EKBIS.CO, JAKARTA – Menanggapi kondisi oversuplai ayam di Tanah Air, pemerintah mulai mengkaji ulang kuota impor bibit indukan atau day old chicken grand parent stock (DOC GPS) tahun ini. Kendati demikian, kuota impor DOC dapat dimungkinkan setara dengan total impor tahun lalu.
Direktur Perbibitan dan Produksi Direktorat Jenderal Peternakan dan Kesehatan Hewan (PKH) Kementerian Pertanian (Kementan) Sugiono mengatakan, ada kemuningkan kuota impor DOC GPS tak berubah dari tahun lalu. Hanya saja, kemungkinan tersebut belum dapat dipastikan sebab kajian mengenai impor masih dilangsungkan.
“Kami masih terus kaji, tapi kemungkinan jumlah impor (DOC GPS)-nya itu sama seperti tahun lalu,” kata Sugiono saat dihubungi Republika, Ahad (1/9).
Sugiono menjelaskan bahwa kondisi over suplai ayam di Tanah Air saat ini tak akan terdampak dari kebijakan impor DOC GPS yang akan ditentukan pemerintah tahun ini. Sebab impor tahun ini apabila dilangsungkan maka hanya akan baru berdampak pada sisi produksi di dua tahun mendatang.
“DOC GPS dikembangkan setelah 6 bulan jadi PS (parent stock), dari PS menetas jadi FS (final stock). Jadi perlu long term, yang dikomersilkan di lapangan itu yang FS,” ungkapnya.
Mengacu Peraturan Menteri Pertanian (Permentan) Nomor 32 Tahun 2017 tentang Penyediaan, Peredaran, dan Pengawasan Ayam Ras dan Telur Konsumsi diketahui bahwa sistem kuota impor DOC GPS ditentukan pemerintah. Regulasi itu menyebutkan bahwa setiap pelaku usaha pembibitan ayam mendapatkan rekomendasi impor sesuai dengan kemampuan setelah hasil audit dari tim independent.
Tahun lalu, impor DOC GPS sebanyak 720 ribu ton. Sedangkan jika dirata-rata per tahunnya, impor memang kerap berada di kisaran 700 ribuan berdasarkan pengakuan sejumlah asosiasi peternak ayam seperti Perhimpunan Peternak Unggas Nusantara (PPUN) dan Gabungan Organisasi Peternak Nasional (Gopan).
Dia juga berharap hingga dua tahun mendatang konsumsi ayam di Indonesia mulai beranjak naik sehingga mampu menyeimbangi suplai yang tersedia. Dia menyebut, saat ini terdapat kecenderungan tren penurunan konsumsi ayam. Berdasarkan catatan Badan Pusat Statistik (BPS) 2018, konsumsi rata-rata per kapita daging ayam sebesar 12,13 kilogram (kg) per kapita per tahun.

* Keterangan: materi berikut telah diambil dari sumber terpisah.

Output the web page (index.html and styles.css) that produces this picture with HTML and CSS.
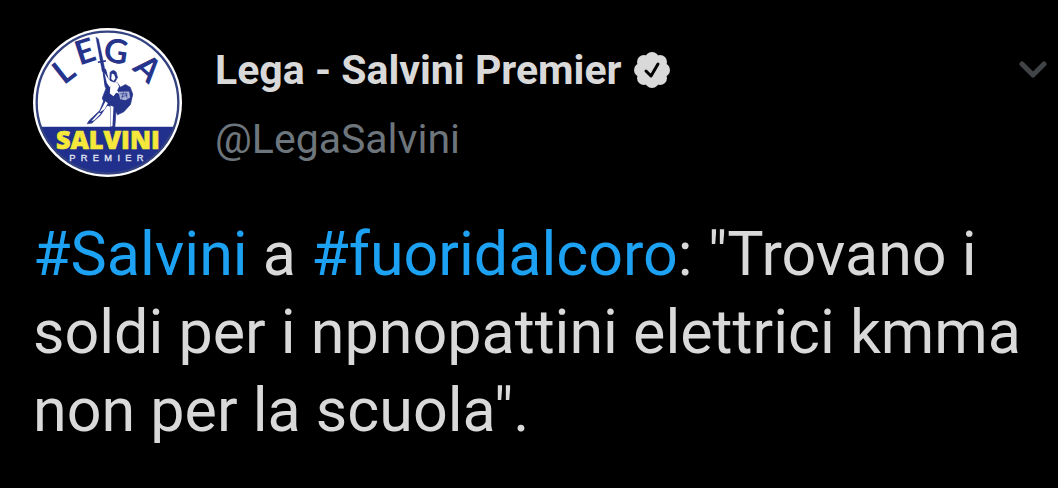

“Jadi masih rendah sekali, ini kalau dibadi per orang itu dalam sebulan cuma makan paha (ayam)-nya saja. Berarti sehari hanya sesuir daging,” tuturnya.
Ekonom dari Institute for Development of Economics and Finance (Indef) Rusli Abdullah menilai pemerintah perlu berhati-hati dalam menentukan kuota impor DOC GPS di tengah kondisi pertumbuhan ekonomi yang diprediksi bakal mengalami resesi.
Menurut Rusli, pemerintah perlu menyingkronkan data kebutuhan konsumsi dengan produksi yang terjadi. Sehingga ke depannya kondisi oversuplai dapat dihindari guna meminimalisasi kerugian yang dialami peternak mandiri.
“Pertumbuhan ekonomi kita kan terus menyusut, konsumsi juga pasti terimbas,” ujarnya.
Mengacu statistik BPS, pertumbuhan ekonomi Indonesia pada kuartal II 2019 berada di level 5,05 persen secara tahunan atau year on year (yoy). Angka pertumbuhan tersebut jauh melambat jika dibandingkan dengan periode yang sama tahun lalu sebesar 5,27 persen yoy. Tercatat, laju pertumbuhan ekonomi yang mengisut ini trennya terjadi sejak kuartal II 2017.
Padahal, kata Rusli, kondisi pertumbuhan ekonomi di 2019 sudah ditopang dengan konsumsi Ramadhan dan juga Pemilu namun belum menemui laju yang agresif. Untuk itu, kajian kuota impor DOC GPS perlu dilakukan secara matang karena bukan tidak mungkin peternak mandiri malah akan jatuh berguguran akibat oversuplai yang rutin terjadi tiap tahunnya.
“Peternak mandiri nanti ujung-ujungnya seperti dimakan predator kalau kajian datanya tidak dibenahi,” pungkasnya.